The infamous global warming hiatus, during which surface warming on Earth has been markedly slower compared to previous decades, has puzzled scientists and been hailed by climate change skeptics. But now it seems the debate over this phenomenon is over, because it turns out this warming "pause" may have never really happened.
In a study published Thursday in the journal Science, researchers from the NOAA took a fresh look at temperature data and concluded that global warming has not stopped or even slowed in the last 18 years.
According to their calculations, Earth's global average surface temperature has climbed 0.2 of a degree Fahrenheit each decade since 1950. That means contrary to popular belief, warming never plateaued and has continued to climb.
Numerous studies have been done to possibly explain the apparent hiatus, including an assessment by the Intergovernmental Panel on Climate Change (IPCC).

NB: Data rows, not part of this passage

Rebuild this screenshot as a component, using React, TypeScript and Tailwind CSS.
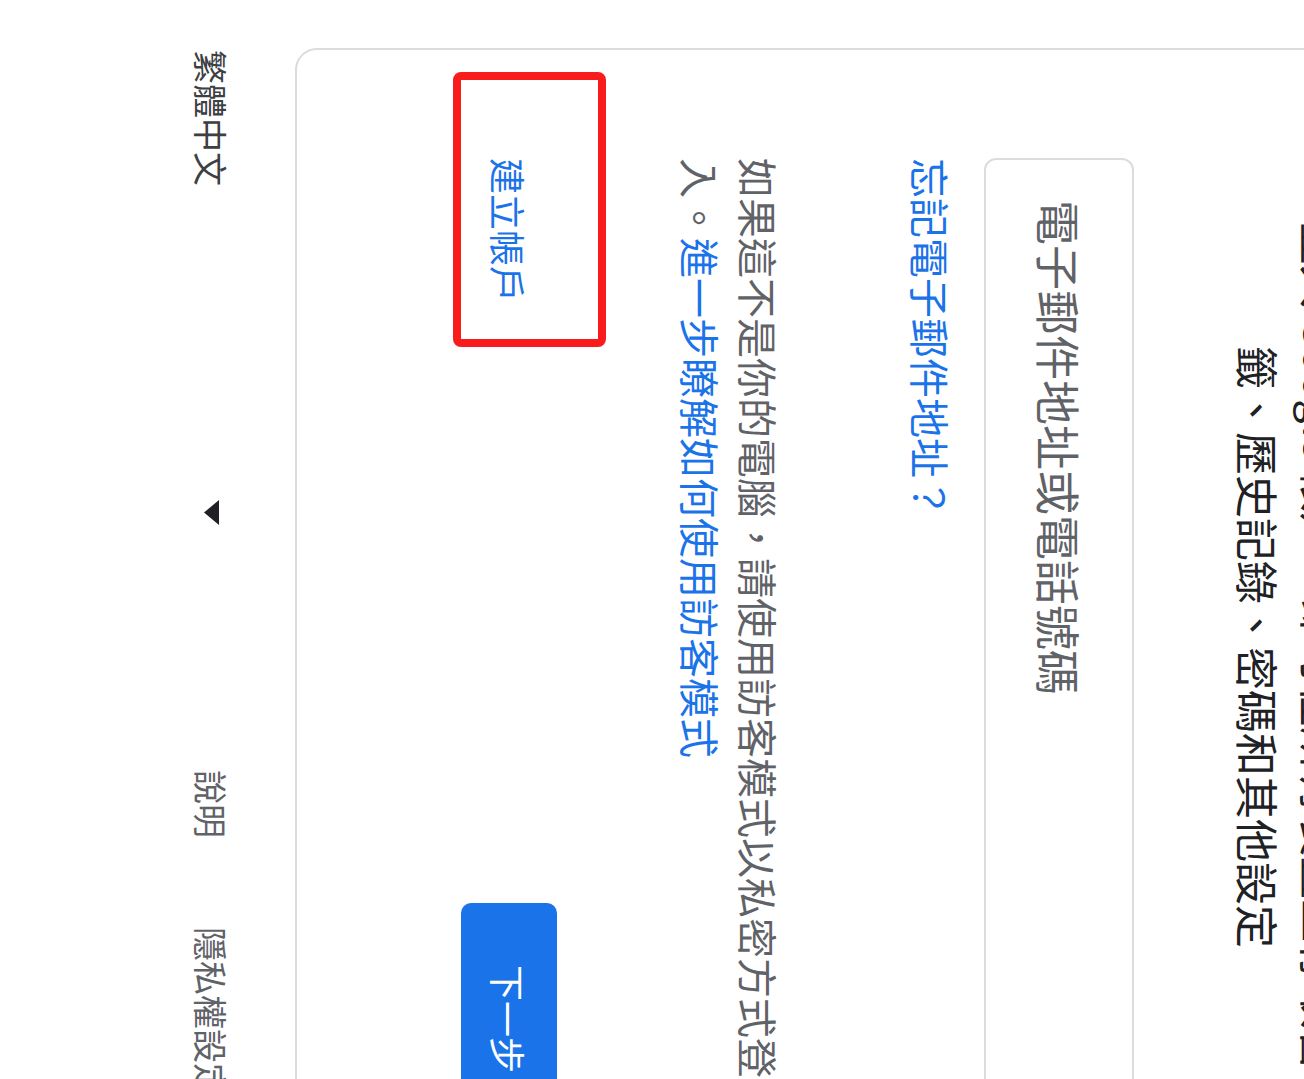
export default function App() {
  return (
    <div className="flex flex-col w-[1304px] h-[1079px] overflow-hidden bg-white text-[#202124] [writing-mode:vertical-rl] [text-orientation:sideways] [font-family:'Noto_Sans_CJK_TC','Noto_Sans',sans-serif]">
      {/* sign-in card */}
      <div className="shrink-0 -mr-[53px] mt-[48px] h-[1197px] pt-[108px] pb-[108px] pl-[164px] border-2 border-[#dadce0] rounded-[22px]">
        <p className="text-center text-[43px] leading-[64px]">
          登入 Google 帳戶，即可在所有裝置上存取書
          <br />
          籤、歷史記錄、密碼和其他設定
        </p>

        <div className="mr-[93px] w-[150px] border-2 border-[#dadce0] rounded-[12px] pt-[40px] text-[45px] leading-[146px] text-[#5f6368] whitespace-nowrap">
          電子郵件地址或電話號碼
        </div>

        <div className="mr-[25px] text-[40px] leading-[57px] text-[#1a73e8]">忘記電子郵件地址？</div>

        <p className="mr-[114px] text-[40px] leading-[58px] text-[#5f6368]">
          如果這不是你的電腦，請使用訪客模式以私密方式登
          <br />
          入。<span className="text-[#1a73e8]">進一步瞭解如何使用訪客模式</span>
        </p>

        <div className="mr-[115px] flex justify-between items-center">
          <div className="relative shrink-0 whitespace-nowrap w-[96px] leading-[96px] text-[36px] text-[#1a73e8]">
            建立帳戶
            {/* red highlight annotation */}
            <span className="absolute -left-[8px] -right-[49px] -top-[86px] -bottom-[45px] border-[8px] border-[#f81c1c] rounded-[8px]" />
          </div>
          <div className="shrink-0 whitespace-nowrap w-[96px] leading-[96px] pt-[62px] pb-[62px] rounded-[10px] bg-[#1a73e8] text-[36px] text-white">
            下一步
          </div>
        </div>
      </div>

      {/* footer */}
      <div className="shrink-0 mr-[60px] mt-[50px] flex items-center whitespace-nowrap text-[34px] leading-[48px]">
        <div className="shrink-0 flex items-center justify-between h-[475px] text-[#3c4043]">
          <span>繁體中文</span>
          <svg width="15" height="25" viewBox="0 0 15 25">
            <path d="M15 0 L0 12.5 L15 25Z" fill="#202124" />
          </svg>
        </div>
        <span className="shrink-0 mt-[245px] text-[#5f6368]">說明</span>
        <span className="shrink-0 mt-[89px] text-[#5f6368]">隱私權設定</span>
      </div>
    </div>
  )
}
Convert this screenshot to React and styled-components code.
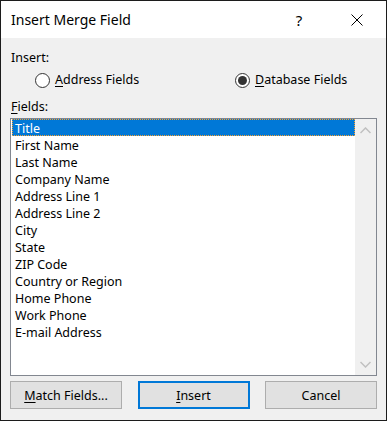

Scientists have suggested everything from volcanic eruptions and reduced solar radiation, to the oceans absorbing more heat.
Meanwhile, critics of climate change have embraced the idea of a global warming slowdown, and used it as proof that the burning of fossil fuels and other human activities are not to blame for Earth's rising temperatures.
"The reality is that there is no hiatus," lead author Tom Karl, director of the NOAA's National Centers for Environmental Information in Asheville, NC, told The Associated Press (AP).
One key factor that supports the idea of a hiatus is its alleged start date: 1998. That year saw a significant temperature spike, after which the next 15 years experienced global average temperatures that were high by historical standards, but were somewhat below most scientific predictions that estimated the effects of greenhouse gas emissions.
However, scientists' techniques for measuring global warming are constantly changing, so the NOAA team decided to lead a new analysis using updated global surface temperature data. Karl and his colleagues based their measurements on thousands of land weather stations as well as ships and buoys at sea going back to 1880.
Their results show that temperatures in the 21st century did not plateau, as previously thought. Instead, the rate of warming during the first 15 years of the 21st century is at least as great as that in the last half of the 20th century, suggesting warming is continuing apace.
Of course, despite these findings, some contend that the global warming pause is real.
"I don't find this analysis at all convincing," Judith Curry, a climatologist at Georgia Tech, told the Los Angeles Times. "While I'm sure this latest analysis from NOAA will be regarded as politically useful for the Obama administration, I don't regard it as a particularly useful contribution to our scientific understanding of what is going on."
Even some mainstream scientists rejected the idea.
"It's always good to go back and look at the data as carefully as possible and make sure it's calibrated correctly," noted William Patzert, a climatologist at NASA's Jet Propulsion Laboratory in La Cañada Flintridge. "But the hiatus is history and it was real."
Nonetheless, Karl and the rest of the NOAA team stand by their controversial conclusion. According to these and other results, the authors suggest the warming slowdown was an illusion, an artifact of earlier analyses.